Team Code Review & Design Sessions

XP is about getting the right values and practices and maximize it to the extreme. CODE it's essential and practices like pair programming and unit testing / test driven are a must have. I don't think they are enough, so i like to work a lot with team code reviews and design sessions.

As a Software Architect I found such techniques very effective specially in scenarios that the team is beginning with XP and don't do pair programming effective or the team technical skills have a huge contrast.  I'm not against pair programming of testing BUT this old fashion techniques work as well.

Performing a Code Review

I don't use any especial tool for code review. I do code review in two flavors , first in the automate way, using tools for code analysis like PMD, Checkstyle, FindBugs and Sonar. Use can do manual check using eclipse plugin for example or integrate that tools using ant or maven in your continuous integration system.

Even using all this tools I still do manual regular code review sessions because somethings you just get if you take a look in the code your-self. I do it in a very simple way, I just create a simple plain text file and then make a list with the things that I see. Sometimes I do some optimizations like put TODO notes on the code this proof very useful because developers can easy track what change and where just looking their todo view on eclipse.

After a code review(I always do it alone) I do a meeting with the team to show what are the thing that I get and how they can improve it and do it better on the next time, this is not just communication but providing people explanation avoid that some mistakes or issues appear again. Talk with people about the code improvements is good not because their learn how to code better but also because somethings you discover nice stuff like this code will die next sprint or the story will change a lot and this will be different and all this information leads to communication with the team, in the end of the day the team is in the better position to make the call and decide what change or not.

Sometimes code reviews are source of technical debts, I just show to the team what I get and them let the team decide if is a big deal, will be fixed now or its a technical debt and should be on the wall and should be managed. Ultimately code review sessions are great opportunities to promote the right culture and endorse values like Openness, collective ownership, courage and also simplicity.
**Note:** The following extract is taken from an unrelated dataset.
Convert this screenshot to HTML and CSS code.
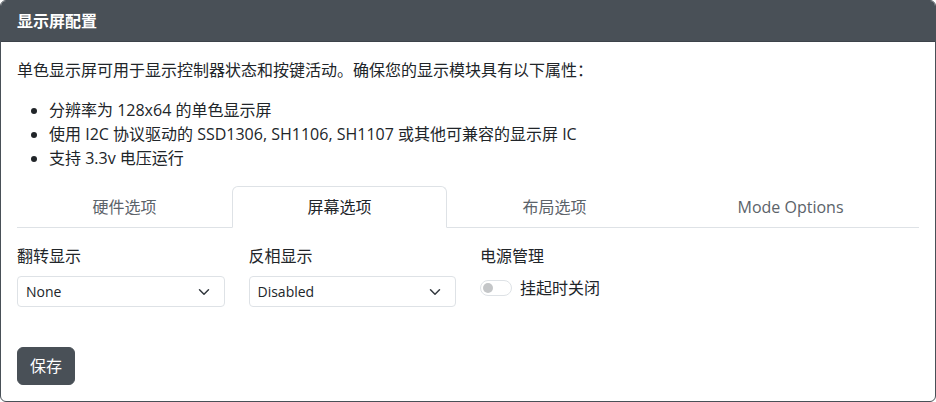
FILE: index.html
```html
<!DOCTYPE html>
<html lang="zh-CN">
<head>
<meta charset="utf-8">
<title>显示屏配置</title>
<link rel="stylesheet" href="styles.css">
</head>
<body>
<div class="card">
  <div class="card-header">显示屏配置</div>
  <div class="card-body">
    <p class="intro">单色显示屏可用于显示控制器状态和按键活动。确保您的显示模块具有以下属性：</p>
    <ul class="props">
      <li>分辨率为 128x64 的单色显示屏</li>
      <li>使用 I2C 协议驱动的 SSD1306, SH1106, SH1107 或其他可兼容的显示屏 IC</li>
      <li>支持 3.3v 电压运行</li>
    </ul>
    <div class="tabs">
      <div class="tab">硬件选项</div>
      <div class="tab active">屏幕选项</div>
      <div class="tab">布局选项</div>
      <div class="tab">Mode Options</div>
    </div>
    <div class="tab-content">
      <div class="field">
        <label class="field-label">翻转显示</label>
        <div class="select"><span>None</span>
          <svg class="chev" viewBox="0 0 16 16" width="16" height="12"><path d="M2 5l6 6 6-6" fill="none" stroke="#343a40" stroke-width="2" stroke-linecap="round" stroke-linejoin="round"/></svg>
        </div>
      </div>
      <div class="field">
        <label class="field-label">反相显示</label>
        <div class="select"><span>Disabled</span>
          <svg class="chev" viewBox="0 0 16 16" width="16" height="12"><path d="M2 5l6 6 6-6" fill="none" stroke="#343a40" stroke-width="2" stroke-linecap="round" stroke-linejoin="round"/></svg>
        </div>
      </div>
      <div class="field">
        <label class="field-label">电源管理</label>
        <div class="switch-row">
          <span class="switch"><span class="knob"></span></span>
          <span class="switch-label">挂起时关闭</span>
        </div>
      </div>
    </div>
    <button class="btn">保存</button>
  </div>
</div>
</body>
</html>
```

FILE: styles.css
```css
* { box-sizing: border-box; }
html, body { margin: 0; padding: 0; background: #fff; }
body {
  font-family: "Open Sans", "Noto Sans CJK SC", sans-serif;
  font-size: 16px;
  line-height: 24px;
  color: #212529;
}
.card {
  width: 936px;
  height: 402px;
  border: 1px solid #495057;
  border-radius: 6px;
  overflow: hidden;
  display: flex;
  flex-direction: column;
}
.card-header {
  background: #495057;
  color: #fff;
  font-weight: 700;
  padding: 8px 16px;
  border-bottom: 1px solid #3d434a;
  height: 41px;
}
.card-body {
  padding: 16px;
  flex: 1;
  display: flex;
  flex-direction: column;
  align-items: flex-start;
}
.intro { margin: 0 0 16px; }
.props { margin: 0 0 16px; padding-left: 32px; }
.tabs {
  display: flex;
  width: 100%;
  border-bottom: 1px solid #dee2e6;
}
.tab {
  flex: 1 1 auto;
  text-align: center;
  padding: 8px 16px;
  color: #5c636a;
  border: 1px solid transparent;
  border-top-left-radius: 6px;
  border-top-right-radius: 6px;
  margin-bottom: -1px;
}
.tab.active {
  color: #212529;
  background: #fff;
  border-color: #dee2e6 #dee2e6 #fff;
}
.tab-content {
  width: 100%;
  display: grid;
  grid-template-columns: repeat(4, 1fr);
  column-gap: 24px;
  padding-top: 16px;
}
.field-label { display: block; margin-bottom: 8px; }
.select {
  height: 31px;
  border: 1px solid #dee2e6;
  border-radius: 4px;
  padding: 0 12px 0 8px;
  display: flex;
  align-items: center;
  justify-content: space-between;
  font-size: 14px;
}
.chev { display: block; }
.switch-row {
  display: flex;
  align-items: center;
  gap: 8px;
  height: 24px;
  margin-top: 1px;
}
.switch {
  width: 32px;
  height: 16px;
  border: 1px solid #dee2e6;
  border-radius: 8px;
  display: flex;
  align-items: center;
  padding-left: 2px;
}
.knob {
  width: 10px;
  height: 10px;
  border-radius: 50%;
  background: #c4c6c8;
}
.btn {
  margin-top: 40px;
  font: inherit;
  color: #fff;
  background: #495057;
  border: 1px solid #495057;
  border-radius: 6px;
  padding: 6px 12px;
  line-height: 24px;
}
```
I always like doing that sessions because every time at look the code I found less and less issues, the standard is something live and in the developers veins. Developers have a great change to learn how to improve their code efficiency and new technical tips and classes, frameworks, libraries, techniques, etc, all happen in this code review sessions.

Design Sessions

Software architecture it's about communication. Design sessions is one of the tools more effective to me as a Software architect to communicate the design style and code standards that I consider right for the project. The true is that lots of architects sucks, because their are living in the ivory tower throwing jars and presentations full with bullshit to the team.

This is disturbing. I found much more effective work really close to the team, software architect is not only about getting the big rocks and the nom-functional aspects but also how the system can evolve or not, not being present with the team is nasty and totally wrong.
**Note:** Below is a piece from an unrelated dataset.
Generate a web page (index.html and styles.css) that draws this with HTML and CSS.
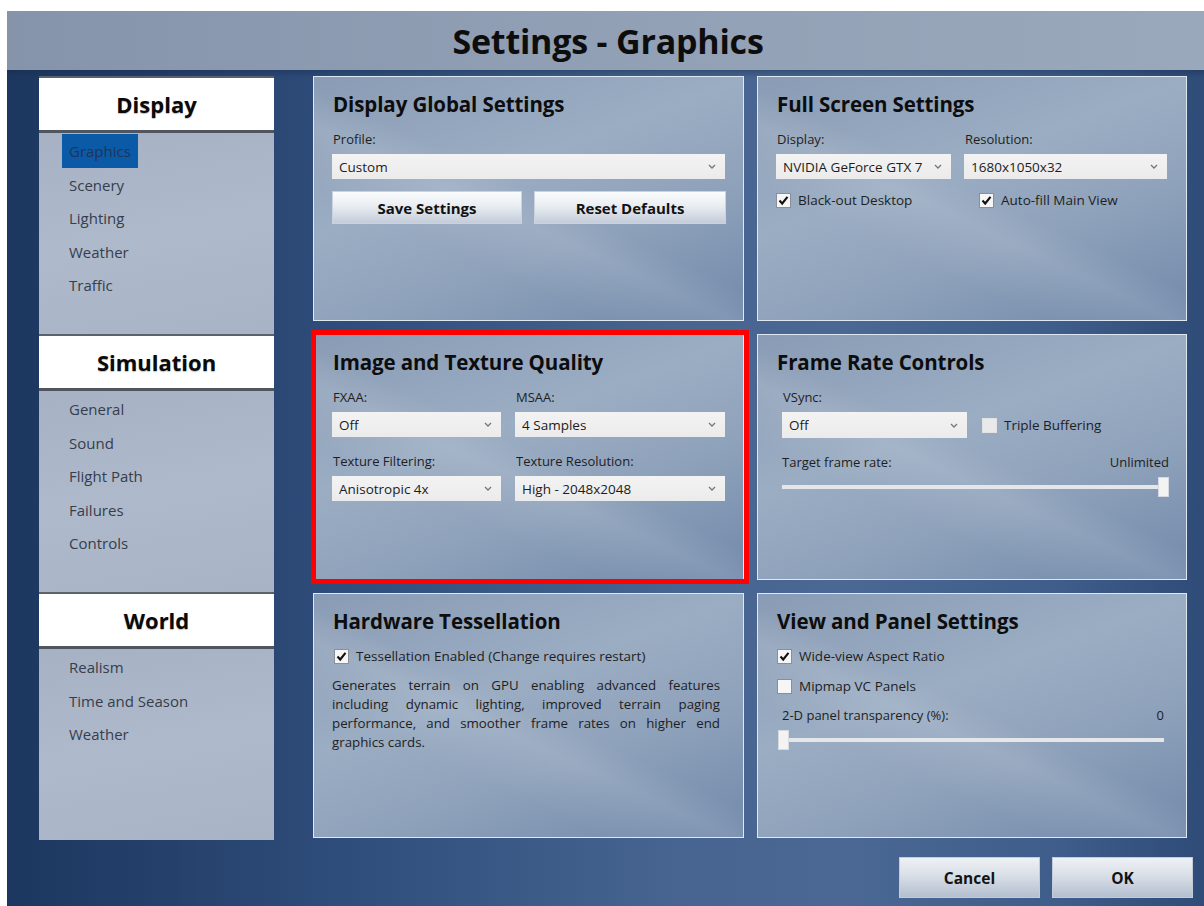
FILE: index.html
```html
<!DOCTYPE html>
<html lang="en">
<head>
<meta charset="utf-8">
<title>Settings - Graphics</title>
<link rel="stylesheet" href="styles.css">
</head>
<body>
<div class="window">
  <header class="titlebar"><h1>Settings - Graphics</h1></header>
  <div class="body">
    <nav class="nav">
      <section class="nav-section">
        <h2 class="nav-head">Display</h2>
        <ul class="nav-list list-display">
          <li><a class="nav-item active">Graphics</a></li>
          <li><a class="nav-item">Scenery</a></li>
          <li><a class="nav-item">Lighting</a></li>
          <li><a class="nav-item">Weather</a></li>
          <li><a class="nav-item">Traffic</a></li>
        </ul>
      </section>
      <section class="nav-section">
        <h2 class="nav-head">Simulation</h2>
        <ul class="nav-list list-sim">
          <li><a class="nav-item">General</a></li>
          <li><a class="nav-item">Sound</a></li>
          <li><a class="nav-item">Flight Path</a></li>
          <li><a class="nav-item">Failures</a></li>
          <li><a class="nav-item">Controls</a></li>
        </ul>
      </section>
      <section class="nav-section">
        <h2 class="nav-head">World</h2>
        <ul class="nav-list list-world">
          <li><a class="nav-item">Realism</a></li>
          <li><a class="nav-item">Time and Season</a></li>
          <li><a class="nav-item">Weather</a></li>
        </ul>
      </section>
    </nav>

    <main class="content">
      <div class="grid">
        <!-- Display Global Settings -->
        <section class="panel">
          <h3 class="panel-title">Display Global Settings</h3>
          <div class="label">Profile:</div>
          <div class="select"><span>Custom</span><svg class="chev" width="8" height="5" viewBox="0 0 8 5"><path d="M1 1 L4 4 L7 1"/></svg></div>
          <div class="btn-row">
            <button class="btn">Save Settings</button>
            <button class="btn">Reset Defaults</button>
          </div>
        </section>

        <!-- Full Screen Settings -->
        <section class="panel">
          <h3 class="panel-title">Full Screen Settings</h3>
          <div class="pair pair-fs">
            <div>
              <div class="label">Display:</div>
              <div class="select"><span>NVIDIA GeForce GTX 7</span><svg class="chev" width="8" height="5" viewBox="0 0 8 5"><path d="M1 1 L4 4 L7 1"/></svg></div>
            </div>
            <div>
              <div class="label">Resolution:</div>
              <div class="select"><span>1680x1050x32</span><svg class="chev" width="8" height="5" viewBox="0 0 8 5"><path d="M1 1 L4 4 L7 1"/></svg></div>
            </div>
          </div>
          <div class="check-row fs-checks">
            <label class="check"><span class="box"><svg width="15" height="15" viewBox="0 0 15 15"><path d="M3.5 7.5 L6.2 10.5 L11.5 3.8"/></svg></span>Black-out Desktop</label>
            <label class="check"><span class="box"><svg width="15" height="15" viewBox="0 0 15 15"><path d="M3.5 7.5 L6.2 10.5 L11.5 3.8"/></svg></span>Auto-fill Main View</label>
          </div>
        </section>

        <!-- Image and Texture Quality -->
        <section class="panel panel-marked">
          <h3 class="panel-title">Image and Texture Quality</h3>
          <div class="pair pair-itq">
            <div>
              <div class="label">FXAA:</div>
              <div class="select"><span>Off</span><svg class="chev" width="8" height="5" viewBox="0 0 8 5"><path d="M1 1 L4 4 L7 1"/></svg></div>
            </div>
            <div>
              <div class="label">MSAA:</div>
              <div class="select"><span>4 Samples</span><svg class="chev" width="8" height="5" viewBox="0 0 8 5"><path d="M1 1 L4 4 L7 1"/></svg></div>
            </div>
          </div>
          <div class="pair pair-itq pair-gap">
            <div>
              <div class="label">Texture Filtering:</div>
              <div class="select"><span>Anisotropic 4x</span><svg class="chev" width="8" height="5" viewBox="0 0 8 5"><path d="M1 1 L4 4 L7 1"/></svg></div>
            </div>
            <div>
              <div class="label">Texture Resolution:</div>
              <div class="select"><span>High - 2048x2048</span><svg class="chev" width="8" height="5" viewBox="0 0 8 5"><path d="M1 1 L4 4 L7 1"/></svg></div>
            </div>
          </div>
        </section>

        <!-- Frame Rate Controls -->
        <section class="panel">
          <h3 class="panel-title">Frame Rate Controls</h3>
          <div class="indent">
            <div class="label">VSync:</div>
            <div class="vsync-row">
              <div class="select select-vsync"><span>Off</span><svg class="chev" width="8" height="5" viewBox="0 0 8 5"><path d="M1 1 L4 4 L7 1"/></svg></div>
              <label class="check"><span class="box box-off"></span>Triple Buffering</label>
            </div>
            <div class="slider-head fr-head"><span>Target frame rate:</span><span>Unlimited</span></div>
            <div class="slider slider-fr"><span class="thumb" style="left: 100%"></span></div>
          </div>
        </section>

        <!-- Hardware Tessellation -->
        <section class="panel">
          <h3 class="panel-title">Hardware Tessellation</h3>
          <label class="check check-tess"><span class="box"><svg width="15" height="15" viewBox="0 0 15 15"><path d="M3.5 7.5 L6.2 10.5 L11.5 3.8"/></svg></span>Tessellation Enabled (Change requires restart)</label>
          <p class="desc">
            <span class="line">Generates terrain on GPU enabling advanced features</span>
            <span class="line">including dynamic lighting, improved terrain paging</span>
            <span class="line">performance, and smoother frame rates on higher end</span>
            <span class="line line-last">graphics cards.</span>
          </p>
        </section>

        <!-- View and Panel Settings -->
        <section class="panel">
          <h3 class="panel-title">View and Panel Settings</h3>
          <div class="check-col">
            <label class="check"><span class="box"><svg width="15" height="15" viewBox="0 0 15 15"><path d="M3.5 7.5 L6.2 10.5 L11.5 3.8"/></svg></span>Wide-view Aspect Ratio</label>
            <label class="check"><span class="box"></span>Mipmap VC Panels</label>
          </div>
          <div class="slider-head vp-head"><span>2-D panel transparency (%):</span><span>0</span></div>
          <div class="slider slider-vp"><span class="thumb" style="left: 0%"></span></div>
        </section>
      </div>

      <div class="actions">
        <button class="btn btn-big">Cancel</button>
        <button class="btn btn-big">OK</button>
      </div>
    </main>
  </div>
</div>
</body>
</html>
```

FILE: styles.css
```css
* { box-sizing: border-box; }

html, body {
  margin: 0;
  padding: 0;
  background: #ffffff;
}

body {
  font-family: "Open Sans", "Noto Sans", "Liberation Sans", sans-serif;
  color: #1b1b1b;
}

.window {
  margin: 11px 0 0 7px;
  width: 1197px;
  height: 895px;
  display: flex;
  flex-direction: column;
  overflow: hidden;
}

/* ---- title bar ---- */
.titlebar {
  height: 59px;
  flex: none;
  background: linear-gradient(90deg, #8594aa 0%, #909fb4 45%, #9aa8bb 100%);
  display: flex;
  align-items: center;
  justify-content: center;
}

.titlebar h1 {
  margin: 0;
  font-size: 34px;
  font-weight: 700;
  letter-spacing: -0.2px;
  color: #0d0d0d;
  line-height: 42px;
  padding-left: 5px;
}

/* ---- body ---- */
.body {
  flex: 1;
  display: flex;
  padding: 6px 11px 0 32px;
  background:
    linear-gradient(180deg, rgba(18, 38, 70, 0.35) 0px, rgba(18, 38, 70, 0) 8px),
    linear-gradient(90deg, #1c375f 0%, #243f69 12%, #2f4d7b 28%, #46648f 55%, #4a6893 70%, #3f5d8a 88%, #2f4b78 100%);
}

/* ---- navigation ---- */
.nav {
  width: 235px;
  flex: none;
  display: flex;
  flex-direction: column;
}

.nav-head {
  margin: 0;
  height: 57px;
  background: #ffffff;
  border-top: 2px solid #5b626c;
  border-bottom: 3px solid #4f565f;
  text-align: center;
  font-size: 22px;
  font-weight: 700;
  line-height: 52px;
  color: #0a0a0a;
  text-shadow: 0 1px 1px rgba(0, 0, 0, 0.25);
}

.nav-list {
  list-style: none;
  margin: 0;
  padding: 1px 0 0 23px;
  background: linear-gradient(170deg, #a6b2c4 0%, #aebacb 50%, #a8b4c6 100%);
}

.list-display { height: 201px; }
.list-sim { height: 201px; }
.list-world { height: 191px; }

.nav-item {
  display: inline-block;
  height: 33.5px;
  line-height: 34.5px;
  padding: 0 7px;
  font-size: 15px;
  color: #363d4b;
}

.nav-item.active {
  background: #0b5aa8;
  color: #1d3557;
}

/* ---- content ---- */
.content {
  margin-left: 39px;
  flex: 1;
  display: flex;
  flex-direction: column;
}

.grid {
  display: grid;
  grid-template-columns: 431px 430px;
  grid-template-rows: 245px 246px 245px;
  column-gap: 13px;
  row-gap: 13px;
}

.panel {
  position: relative;
  border: 1px solid #dfe7f0;
  padding: 13px 18px 0 18px;
  background:
    linear-gradient(205deg, rgba(255, 255, 255, 0) 48%, rgba(255, 255, 255, 0.10) 56%, rgba(255, 255, 255, 0) 70%),
    linear-gradient(160deg, #8a9cb5 0%, #9badc3 40%, #8fa2bb 65%, #7189aa 100%);
}

/* red outline drawn over the texture quality panel */
.panel-marked::after {
  content: "";
  position: absolute;
  top: -5px;
  left: -3px;
  right: -6px;
  bottom: -5px;
  border: 5px solid #ff0000;
  pointer-events: none;
}

.panel-title {
  margin: 0 0 0 1px;
  font-size: 20.5px;
  font-weight: 700;
  line-height: 28px;
  color: #0d0d0d;
  letter-spacing: -0.1px;
}

.label {
  margin-top: 12px;
  font-size: 13px;
  line-height: 18px;
  color: #1e1e1e;
  padding-left: 1px;
}

.select {
  margin-top: 6px;
  height: 25px;
  display: flex;
  align-items: center;
  justify-content: space-between;
  padding: 0 9px 0 7px;
  background: linear-gradient(180deg, #f3f3f3 0%, #ebebeb 100%);
  font-size: 13.5px;
  color: #1c1c1c;
  white-space: nowrap;
  overflow: hidden;
}

.select span {
  overflow: hidden;
}

.chev {
  flex: none;
  margin-left: 6px;
}

.chev path {
  fill: none;
  stroke: #767676;
  stroke-width: 1.3;
}

.btn-row {
  margin-top: 12px;
  display: grid;
  grid-template-columns: 190px 192px;
  column-gap: 12px;
}

.btn {
  height: 33px;
  border: 1px solid #c9d2de;
  background: linear-gradient(180deg, #fbfcfd 0%, #e9edf2 45%, #c3ccd9 100%);
  font-family: inherit;
  font-size: 15px;
  font-weight: 700;
  color: #121212;
  padding: 0;
}

/* full screen */
.pair {
  display: grid;
  column-gap: 13px;
}

.pair-fs { grid-template-columns: 175px 203px; }
.pair-itq { grid-template-columns: 169px 210px; column-gap: 14px; }
.pair-gap .label { margin-top: 15px; }

.check-row {
  display: flex;
  margin-top: 12px;
}

.fs-checks .check:first-child { width: 203px; }

.check {
  display: flex;
  align-items: center;
  gap: 7px;
  font-size: 13.5px;
  line-height: 18px;
  color: #1e1e1e;
  white-space: nowrap;
}

.box {
  width: 15px;
  height: 15px;
  flex: none;
  background: #f6f6f6;
  border: 1px solid #8a8f97;
  display: block;
  position: relative;
}

.box svg {
  position: absolute;
  top: -1px;
  left: -1px;
}

.box svg path {
  fill: none;
  stroke: #111111;
  stroke-width: 2.1;
}

.box-off {
  background: #e9e9e9;
  border-color: #e2e2e2;
}

/* frame rate */
.indent { padding-left: 6px; }

.vsync-row {
  margin-top: 6px;
  display: flex;
  align-items: center;
  gap: 15px;
}

.select-vsync {
  margin-top: 0;
  width: 185px;
  height: 26px;
}

.slider-head {
  display: flex;
  justify-content: space-between;
  font-size: 13px;
  line-height: 18px;
  color: #1e1e1e;
}

.fr-head {
  margin-top: 15px;
  width: 387px;
}

.slider {
  position: relative;
  height: 4px;
  background: #e4e6ea;
}

.slider-fr {
  margin-top: 14px;
  width: 379px;
}

.thumb {
  position: absolute;
  top: -8px;
  width: 11px;
  height: 20px;
  margin-left: -3px;
  background: #f3f3f3;
  border: 1px solid #d6d9de;
}

/* tessellation */
.check-tess {
  margin-top: 12px;
  padding-left: 2px;
}

.desc {
  margin: 11px 0 0 0;
  width: 388px;
  font-size: 13.3px;
  line-height: 19px;
  color: #1e1e1e;
}

.desc .line {
  display: block;
  text-align: justify;
  text-align-last: justify;
}

.desc .line-last {
  text-align-last: left;
}

/* view and panel */
.check-col {
  margin-top: 12px;
  display: flex;
  flex-direction: column;
  gap: 12px;
  padding-left: 1px;
}

.vp-head {
  margin-top: 11px;
  width: 388px;
  padding-left: 6px;
}

.slider-vp {
  margin-top: 14px;
  margin-left: 6px;
  width: 382px;
}

.slider-vp .thumb { margin-left: -4px; }

/* dialog buttons */
.actions {
  margin-top: 19px;
  display: flex;
  justify-content: flex-end;
  gap: 12px;
}

.btn-big {
  width: 141px;
  height: 41px;
  font-size: 15.5px;
  border-color: #c3ccd8;
  background: linear-gradient(180deg, #eef1f5 0%, #d9dfe7 45%, #b3bfcf 100%);
}
```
I like use XP practices like the roads approach and simplicity in that sessions. What a great opportunity to talk and make the team understand design and architectural concerns then using a white board a talking with they about my point of view.
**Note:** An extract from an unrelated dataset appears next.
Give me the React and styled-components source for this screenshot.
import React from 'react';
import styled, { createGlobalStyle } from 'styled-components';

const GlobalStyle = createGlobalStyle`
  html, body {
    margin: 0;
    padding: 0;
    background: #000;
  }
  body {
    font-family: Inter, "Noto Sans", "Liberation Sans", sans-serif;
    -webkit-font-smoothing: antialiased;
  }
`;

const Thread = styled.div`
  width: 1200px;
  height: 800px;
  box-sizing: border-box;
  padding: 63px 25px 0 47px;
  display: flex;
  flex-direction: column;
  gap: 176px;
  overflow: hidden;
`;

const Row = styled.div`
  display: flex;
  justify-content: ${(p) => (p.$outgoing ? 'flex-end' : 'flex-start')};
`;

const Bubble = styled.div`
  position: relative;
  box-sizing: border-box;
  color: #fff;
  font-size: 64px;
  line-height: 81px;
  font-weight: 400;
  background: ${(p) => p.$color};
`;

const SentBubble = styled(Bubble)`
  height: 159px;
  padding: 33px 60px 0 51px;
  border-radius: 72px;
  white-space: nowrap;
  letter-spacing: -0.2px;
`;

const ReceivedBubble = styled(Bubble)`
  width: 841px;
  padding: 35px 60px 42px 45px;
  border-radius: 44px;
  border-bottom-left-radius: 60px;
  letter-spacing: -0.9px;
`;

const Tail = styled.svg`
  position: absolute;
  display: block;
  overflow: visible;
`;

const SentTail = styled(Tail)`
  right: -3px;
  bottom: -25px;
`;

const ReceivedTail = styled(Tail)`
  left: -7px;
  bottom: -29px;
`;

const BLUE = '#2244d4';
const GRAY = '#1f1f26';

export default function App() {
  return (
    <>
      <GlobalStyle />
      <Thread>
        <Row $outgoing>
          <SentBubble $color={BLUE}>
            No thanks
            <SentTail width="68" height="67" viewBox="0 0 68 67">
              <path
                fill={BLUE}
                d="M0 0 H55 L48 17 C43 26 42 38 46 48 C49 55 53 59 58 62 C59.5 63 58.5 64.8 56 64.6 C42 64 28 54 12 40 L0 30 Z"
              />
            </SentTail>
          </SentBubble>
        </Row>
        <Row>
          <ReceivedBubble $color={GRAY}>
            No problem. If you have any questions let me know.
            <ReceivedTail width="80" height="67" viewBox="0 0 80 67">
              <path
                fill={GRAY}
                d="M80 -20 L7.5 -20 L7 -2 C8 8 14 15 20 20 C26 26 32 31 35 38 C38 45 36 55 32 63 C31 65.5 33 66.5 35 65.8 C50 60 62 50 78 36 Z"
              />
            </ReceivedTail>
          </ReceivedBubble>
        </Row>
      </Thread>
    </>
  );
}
Other thing that I always do is let the people work on "architectural" tasks because don't thing that I'm the only guys who should work on the "architecture" BUT I just do that when people are ready and have the skills to perform that task, the opposite will lead to pain and exposure people.

Design Sessions are cool not only because of the technical perspective but also because we'are talking about business and business requirements and this create very valuable conversations and provide context do get the right solutions.